Les Sénateurs, contraints à une fuite en avant, déclarèrent donc Maximin ennemi public et désignèrent, pour succéder aux malheureux Gordiens et défendre la Patrie en danger, deux empereurs ex æquo : Maxime Pupien, qui s’occuperait des questions militaires, et Balbin qui maintiendrait l’ordre dans la Capitale. De son côté, le peuple exigea que l’on adjoigne à ces deux nobles personnages un petit-fils du vieux Gordien d’Afrique, le futur empereur Gordien III.
Si ce triumvirat parvint sans peine à se faire reconnaître par la plupart des provinces, son pouvoir resta contesté à Rome même. Les soldats de la garde prétorienne, suspects de sympathie pour l’empereur Maximin, et qui étaient agressés par une foule surexcitée, s’étaient retirés, menaçants, dans leurs casernements, non sans avoir incendié une bonne partie de la Ville.
L’empereur Maximin se trouvait, lui, sur les rives du Danube avec le gros de l’armée.
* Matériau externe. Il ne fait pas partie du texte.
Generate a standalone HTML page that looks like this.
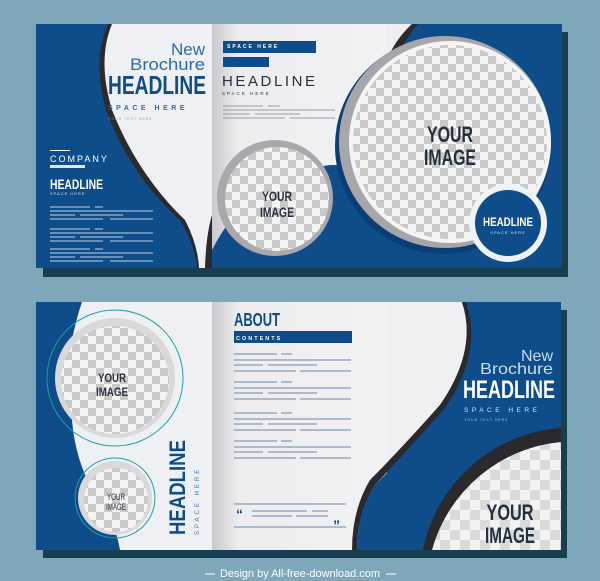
<!DOCTYPE html>
<html><head><meta charset="utf-8"><style>
html,body{margin:0;padding:0;background:#7ea7b9;overflow:hidden;width:600px;height:581px}
svg{display:block}
text{font-family:"Liberation Sans",sans-serif}
</style></head><body>
<svg width="600" height="581" viewBox="0 0 600 581" xmlns="http://www.w3.org/2000/svg">
<defs>
<pattern id="ck" width="16" height="16" patternUnits="userSpaceOnUse">
<rect width="16" height="16" fill="#f4f4f4"/><rect width="8" height="8" fill="#c9c9c9"/><rect x="8" y="8" width="8" height="8" fill="#c9c9c9"/>
</pattern>
<pattern id="ck2" width="20" height="20" patternUnits="userSpaceOnUse">
<rect width="20" height="20" fill="#f2f2f2"/><rect width="10" height="10" fill="#dadada"/><rect x="10" y="10" width="10" height="10" fill="#dadada"/>
</pattern>
<linearGradient id="mid" x1="0" x2="1"><stop offset="0" stop-color="#c9c9cc"/><stop offset="0.15" stop-color="#ededef"/><stop offset="1" stop-color="#f2f2f4"/></linearGradient>
<clipPath id="br"><rect x="36" y="302" width="525" height="248"/></clipPath>
</defs>
<rect width="600" height="581" fill="#7ea7b9"/>

<!-- TOP BROCHURE -->
<rect x="43" y="32" width="525" height="245" fill="#163f4f"/>
<rect x="36" y="24" width="526" height="244" fill="#0f4c8a"/>
<rect x="212" y="24" width="175" height="244" fill="url(#mid)"/>
<path d="M212,268 L212,250 Q250,175 330,165 L387,165 L387,268 Z" fill="#0f4c8a"/>
<path d="M387,24 L412,24 Q395,40 387,60 Z" fill="#eeeef0"/>
<path d="M412,24 L418,24 Q400,45 390,75 L387,80 L387,60 Q395,40 412,24Z" fill="#2a2a2e"/>
<path d="M108,24 Q92,60 106,110 Q130,175 180,220 Q195,245 197,268 L212,268 L212,24 Z" fill="#2b2b2e"/>
<path d="M112,24 Q97,60 112,110 Q138,175 185,220 Q198,245 199,268 L205,268 Q206,235 212,215 L212,24 Z" fill="#eff0f3"/>
<circle cx="275" cy="198" r="58" fill="#a9a9ad"/>
<circle cx="277" cy="199" r="52" fill="url(#ck)"/>
<text x="277" y="201" font-size="14" font-weight="bold" fill="#2a3140" text-anchor="middle" textLength="30" lengthAdjust="spacingAndGlyphs">YOUR</text>
<text x="277" y="217" font-size="14" font-weight="bold" fill="#2a3140" text-anchor="middle" textLength="34" lengthAdjust="spacingAndGlyphs">IMAGE</text>
<circle cx="443" cy="146" r="108" fill="#0a3f75"/>
<circle cx="445" cy="142" r="106" fill="#a7a7ab"/>
<circle cx="450" cy="142" r="101" fill="#f4f4f4"/>
<circle cx="450" cy="142" r="97" fill="url(#ck)"/>
<text x="450" y="142" font-size="22" font-weight="bold" fill="#243040" text-anchor="middle" textLength="46" lengthAdjust="spacingAndGlyphs">YOUR</text>
<text x="450" y="165" font-size="22" font-weight="bold" fill="#243040" text-anchor="middle" textLength="52" lengthAdjust="spacingAndGlyphs">IMAGE</text>
<circle cx="508" cy="223" r="39" fill="#eef3f8"/>
<circle cx="508" cy="223" r="33" fill="#0f4c8a"/>
<text x="508" y="226" font-size="12" font-weight="bold" fill="#fff" text-anchor="middle" textLength="50" lengthAdjust="spacingAndGlyphs">HEADLINE</text>
<text x="508" y="234" font-size="4" fill="#cfe0f0" text-anchor="middle" letter-spacing="1">SPACE HERE</text>
<text x="205" y="55" font-size="17" fill="#2d6cab" text-anchor="end">New</text>
<text x="205" y="70" font-size="17" fill="#2d6cab" text-anchor="end" textLength="75" lengthAdjust="spacingAndGlyphs">Brochure</text>
<text x="108" y="94" font-size="26" font-weight="bold" fill="#0f4c8a" textLength="98" lengthAdjust="spacingAndGlyphs">HEADLINE</text>
<text x="108" y="110" font-size="7" font-weight="bold" fill="#2d6cab" letter-spacing="3.5">SPACE HERE</text>
<text x="108" y="120" font-size="3.5" fill="#8aa0b6" letter-spacing="1">YOUR TEXT HERE</text>
<rect x="50" y="150" width="20" height="1" fill="#fff"/>
<text x="50" y="162" font-size="9" fill="#fff" letter-spacing="2">COMPANY</text>
<rect x="50" y="165" width="35" height="3" fill="#dfe8f2"/>
<text x="50" y="189" font-size="14" font-weight="bold" fill="#fff" textLength="53" lengthAdjust="spacingAndGlyphs">HEADLINE</text>
<text x="50" y="195" font-size="4" fill="#cfe0f0" letter-spacing="1">SPACE HERE</text>
<g stroke="#c0d2e6" stroke-width="1">
<path d="M50,207H90M95,207H103M50,211H153M50,215H75M80,215H123M50,219H103M110,219H153"/>
<path d="M50,229H90M95,229H103M50,233H153M50,237H75M80,237H123M50,241H103M110,241H153"/>
<path d="M50,249H90M95,249H103M50,253H153M50,257H75M80,257H123M50,261H103M110,261H153"/>
</g>
<rect x="223" y="41" width="93" height="12" fill="#0f4c8a"/>
<text x="227" y="48" font-size="5" font-weight="bold" fill="#fff" letter-spacing="2">SPACE HERE</text>
<rect x="223" y="57" width="46" height="10" fill="#0f4c8a"/>
<text x="222" y="86" font-size="15" fill="#253040" textLength="93" lengthAdjust="spacing">HEADLINE</text>
<text x="222" y="95" font-size="4.5" fill="#253040" letter-spacing="2">SPACE HERE</text>
<g stroke="#9a9aa2" stroke-width="1"><path d="M223,106H263M268,106H280M223,110H335M223,114H250M255,114H300M223,118H285M290,118H335"/></g>

<!-- BOTTOM BROCHURE -->
<rect x="43" y="310" width="524" height="248" fill="#163f4f"/>
<rect x="36" y="302" width="525" height="248" fill="#0f4c8a"/>
<path d="M82,302 L212,302 L212,550 L120,550 Q115,520 95,495 Q75,460 72,420 Q62,360 82,302Z" fill="#eff0f3"/>
<rect x="212" y="302" width="175" height="248" fill="url(#mid)"/>
<path d="M387,302 L462,302 Q478,350 440,405 Q400,450 370,480 Q352,510 352,550 L387,550 Z" fill="#f0f0f2"/>
<path d="M462,302 Q478,350 440,405 Q400,450 370,480 Q352,510 352,550 L357,550 Q357,515 375,485 Q406,452 445,408 Q483,352 466,302Z" fill="#2a2a2e"/>
<path d="M387,550 L357,550 Q357,515 375,485 Q382,478 387,473Z" fill="#0f4c8a"/>
<circle cx="115" cy="378" r="68" fill="none" stroke="#1aa0a8" stroke-width="1"/>
<circle cx="115" cy="378" r="60" fill="#d9d9dc"/>
<circle cx="115" cy="380" r="54" fill="url(#ck)"/>
<text x="112" y="382" font-size="12" font-weight="bold" fill="#2a3140" text-anchor="middle" textLength="28" lengthAdjust="spacingAndGlyphs">YOUR</text>
<text x="112" y="396" font-size="12" font-weight="bold" fill="#2a3140" text-anchor="middle" textLength="32" lengthAdjust="spacingAndGlyphs">IMAGE</text>
<circle cx="115" cy="498" r="40" fill="none" stroke="#1aa0a8" stroke-width="1"/>
<circle cx="115" cy="498" r="37" fill="#d9d9dc"/>
<circle cx="116" cy="500" r="32" fill="url(#ck)"/>
<text x="116" y="500" font-size="9" fill="#2a3140" text-anchor="middle" textLength="18" lengthAdjust="spacingAndGlyphs">YOUR</text>
<text x="116" y="510" font-size="9" fill="#2a3140" text-anchor="middle" textLength="20" lengthAdjust="spacingAndGlyphs">IMAGE</text>
<text transform="translate(185,535) rotate(-90)" font-size="22" font-weight="bold" fill="#0f4c8a" textLength="95" lengthAdjust="spacingAndGlyphs">HEADLINE</text>
<text transform="translate(199,535) rotate(-90)" font-size="6" fill="#2d6cab" letter-spacing="3">SPACE HERE</text>
<text x="234" y="326" font-size="18" font-weight="bold" fill="#0f4c8a" textLength="46" lengthAdjust="spacingAndGlyphs">ABOUT</text>
<rect x="234" y="331" width="118" height="12" fill="#0f4c8a"/>
<text x="236" y="340" font-size="5.5" font-weight="bold" fill="#fff" letter-spacing="2">CONTENTS</text>
<g stroke="#6a86a8" stroke-width="1">
<path d="M234,354H277M281,354H292M234,360H351M234,365H263M268,365H317M234,371H296M300,371H351"/>
<path d="M234,382H277M281,382H292M234,388H351M234,393H263M268,393H317M234,399H296M300,399H351"/>
<path d="M234,413H277M281,413H292M234,419H351M234,424H263M268,424H317M234,430H296M300,430H351"/>
<path d="M234,441H277M281,441H292M234,447H351M234,452H263M268,452H317M234,458H296M300,458H351"/>
<path d="M234,504H346M252,511H307M312,511H328M252,516H292M296,516H328M234,527H346"/>
</g>
<text x="236" y="519" font-size="14" font-weight="bold" fill="#0f4c8a">“</text>
<text x="333" y="530" font-size="14" font-weight="bold" fill="#0f4c8a">”</text>
<g clip-path="url(#br)">
<path d="M423,550 A152,152 0 0 1 561,428 L561,550 Z" fill="#2a2a2e"/>
<path d="M432,550 A148,148 0 0 1 561,442 L561,550 Z" fill="url(#ck2)"/>
</g>
<text x="510" y="520" font-size="22" font-weight="bold" fill="#243040" text-anchor="middle" textLength="47" lengthAdjust="spacingAndGlyphs">YOUR</text>
<text x="510" y="543" font-size="22" font-weight="bold" fill="#243040" text-anchor="middle" textLength="50" lengthAdjust="spacingAndGlyphs">IMAGE</text>
<text x="553" y="361" font-size="16" fill="#c8dcef" text-anchor="end">New</text>
<text x="553" y="374" font-size="16" fill="#c8dcef" text-anchor="end" textLength="73" lengthAdjust="spacingAndGlyphs">Brochure</text>
<text x="463" y="398" font-size="25" font-weight="bold" fill="#fff" textLength="92" lengthAdjust="spacingAndGlyphs">HEADLINE</text>
<text x="464" y="412" font-size="6.5" fill="#d8e6f3" letter-spacing="3.5">SPACE HERE</text>
<text x="464" y="421" font-size="3.5" fill="#a8c0d8" letter-spacing="1">YOUR TEXT HERE</text>
<path d="M205,574H215M386,574H396" stroke="#fff" stroke-width="1"/>
<text x="300" y="577" font-size="11" fill="#fff" text-anchor="middle" textLength="160" lengthAdjust="spacingAndGlyphs">Design by All-free-download.com</text>
</svg>
</body></html>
Il apprit les événements de Rome avec un sang-froid surprenant et décida de marcher sur l’Italie avec toute son armée. Ce ne serait, pensait-il, qu’une promenade militaire : comment ces Italiens dégénérés pourraient-ils résister aux légionnaires vainqueurs des Germains et des Sarmates !
Maximin, à la tête de ses troupes, franchit sans encombre les Alpes, pénétra en Italie et… tomba sur un os : la ville d’Aquilée, la porte de l’Italie du côté de l’Adriatique. Une place forte puissamment fortifiée, largement pourvue en hommes et en vivres.
Il faut dire que Maxime Pupien, l’empereur du Sénat, à défaut d’être un grand homme de guerre, était néanmoins un stratège réaliste. Sachant parfaitement que ses chances de vaincre des troupes aguerries de Maximin en bataille rangée étaient quasi nulles, il avait adopté la tactique de la « terre brûlée ». C’est ainsi que le siège d’Aquilée prit une tournure inattendue. Sur les remparts, les assiégés festoyaient à longueur de journée, au nez et à la barbe des assiégeants tandis que ceux-ci, la campagne environnante étant vide de blé, de viande et de vin, crevaient de faim. C’était le monde à l’envers !
Et les soldats de Maximin de grogner…
Et l’empereur, retrouvant toute sa fureur barbare, de s’énerver…
Hors de lui, il accusa ses généraux, en vrac, de sabotage, d’inertie, de mauvaise volonté, de défaitisme, voire de trahison, se saisit de quelques-uns d’entre eux, et, pour l’exemple, les fit exécuter sur le champ.
On croira volontiers que cette brutalité injustifiée n’accrut pas la popularité de l’empereur. Plus que jamais désireux d’en finir avec ce siège interminable, les généraux survivants et les légionnaires, désemparés et affamés, se mirent d’accord pour assassiner leur chef.
Maximin et son fils, qu’il avait élevé au rang de César et associé au trône, furent massacrés par leurs troupes alors qu’ils sortaient de leur tente pour les haranguer.
Leurs têtes coupées, furent envoyées à Rome, en guise de cadeau et de gage de fidélité aux empereurs du Sénat. (mi-avril 238)
Dans l’Histoire de l’Église, cette grande brute de Maximin le Thrace a acquis une fâcheuse réputation d’empereur persécuteur.
Ici encore, il faut relativiser.
Après avoir assassiné son prédécesseur Sévère Alexandre, Maximin le Thrace massacra aussi tous les amis, tous les familiers de l’empereur. Or, aux dires de l’historien ecclésiastique Eusèbe de Césarée, les Chrétiens étaient nombreux dans l’entourage de l’infortuné Alexandre.
D’autre part il me semble ce serait faire beaucoup trop d’honneur à ce rustre de Maximin que de lui attribuer la moindre préoccupation philosophique ou religieuse. Si une personne était bien éloignée de toute préoccupation métaphysique, c’était bien ce soudard inculte, cette grosse brute !
Dès lors si certains Chrétiens « souffrirent le martyre » sous le règne de Maximin, ce n’est certainement pas parce qu’ils pratiquaient une religion dont l’élévation morale aurait pu porter ombrage au débauché Maximin, mais uniquement parce qu’ils avaient soutenu le malchanceux prédécesseur de l’empereur régnant.
La « persécution de Maximin » ne doit donc être considérée que comme une épuration politique consécutive à un changement de régime et aussi limitée dans le temps que dans les faits. On notera d’ailleurs, qu’à Rome, le pape Pontien et l’antipape Hippolyte furent condamnés « seulement » au bagne – un châtiment purement politique, tandis que l’éminent philosophe chrétien Origène, ami de l’ancienne impératrice-mère Julia Mammaea et précepteur occasionnel d’Alexandre Sévère, échappa à toute répression. C’était pourtant une autorité chrétienne reconnue partout dans l’Empire.